After being severely beaten by a mob of 39, Anita said, he succumbed to his injuries in jail. The mob was from Ramesh’s own village, Barkol. While 12 men were arrested for the violence that same night, they were all granted bail by the Jharkhand High Court nine months later, on the condition that they each compensate Anita with Rs 10,000.
The role of the police, said Ramesh’s family, was troubling.
According to Anita and the victim’s brother, Umesh Minj, who was also beaten by the mob, the police wilfully prevented adequate medical aid from reaching Ramesh on the crucial night that he spent alive in the station.

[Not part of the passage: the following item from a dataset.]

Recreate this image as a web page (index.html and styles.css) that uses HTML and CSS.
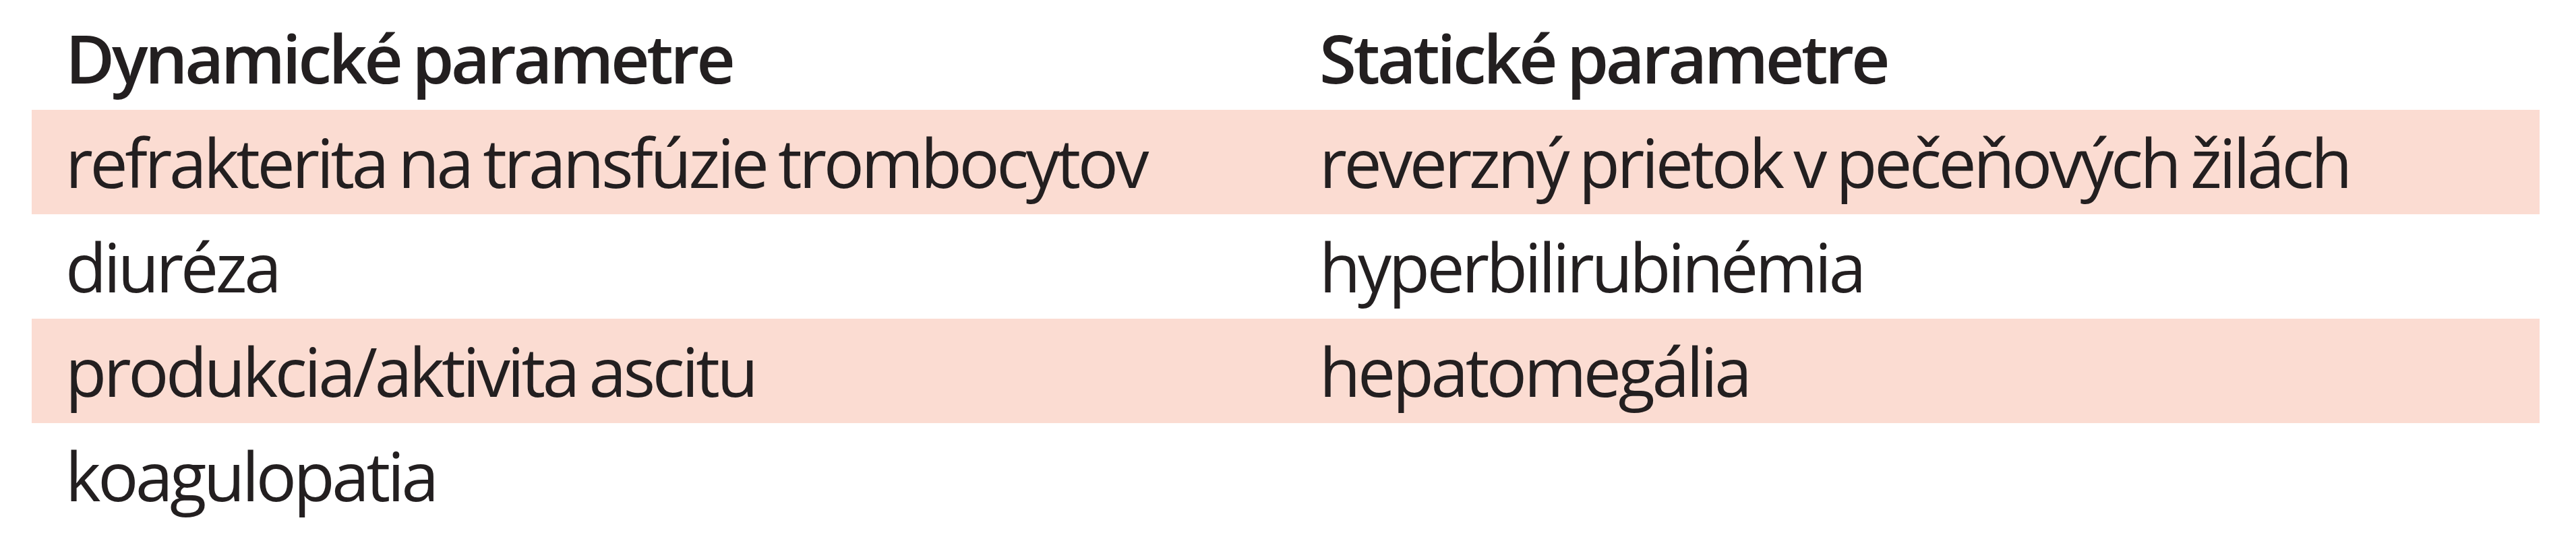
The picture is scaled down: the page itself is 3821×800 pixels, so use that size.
FILE: index.html
```html
<!DOCTYPE html>
<html lang="sk"><head><meta charset="utf-8"><title>Parametre</title><link rel="stylesheet" href="styles.css"></head>
<body>
<table class="params">
  <thead>
    <tr><th>Dynamické parametre</th><th>Statické parametre</th></tr>
  </thead>
  <tbody>
    <tr class="shade"><td>refrakterita na transfúzie trombocytov</td><td>reverzný prietok v pečeňových žilách</td></tr>
    <tr><td>diuréza</td><td>hyperbilirubinémia</td></tr>
    <tr class="shade"><td>produkcia/aktivita ascitu</td><td>hepatomegália</td></tr>
    <tr><td>koagulopatia</td><td></td></tr>
  </tbody>
</table>
</body></html>
```
FILE: styles.css
```css
html, body { background: #ffffff; }
body { margin: 0; padding: 8px 0 0 47px; }
.params {
  border-collapse: collapse;
  table-layout: fixed;
  width: 3720px;
  font-family: "Open Sans", "Noto Sans", sans-serif;
  font-size: 100px;
  letter-spacing: -4.4px;
  word-spacing: -4px;
  color: #231f20;
}
.params th, .params td {
  height: 155px;
  line-height: 155px;
  padding: 0 0 0 50px;
  text-align: left;
  vertical-align: top;
  white-space: nowrap;
  width: 50%;
}
.params th { font-weight: 600; }
.params td { font-weight: 400; }
.params .shade td { background: #fbdcd2; }
```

A Family’s Fundamental Rights and Self-Respect
While some non-government organisations have been providing aid to victims of hate crimes over the past years, it tends to be inadequate, especially as such crime mount.
With no central or municipal programmes or scholarships, the children of those lynched, often young enough for primary or secondary schooling, find it hard to afford school. The state offers no support to these children.
More often than not, this has often compelled newly-single mothers to pull their children out of conventional educational systems.
“What does a ‘pension’ mean? Is it to help, or does it belittle us?” All the three grieving women asked me a version of this question. They currently receive a monthly widow’s pension of Rs 1,000 every month from the Jharkhand government.
There were other questions that arose through the interviews: How was a family supposed to survive? How many days of the month was such aid supposed to suffice? What percentage of living cost did it take into consideration? How many family members was it supposed to cater to?
Until 2017, 52% of mob lynchings in the name of cow protection were based on rumour. While the Supreme Court in July 2018 listed preventive, remedial and punitive measures to be deployed in such cases, the union government has not gathered these under a law.
‘I do not need any charity. None of us do. We need them to acknowledge us; respect us,” Saira Bibi smiled as she sipped on the chai her son had made, sitting on the same charpai. “And even though they never can, apologise to us.”
(Oishika Neogi is a human rights’ researcher at Karwan e Mohabbat, Delhi.)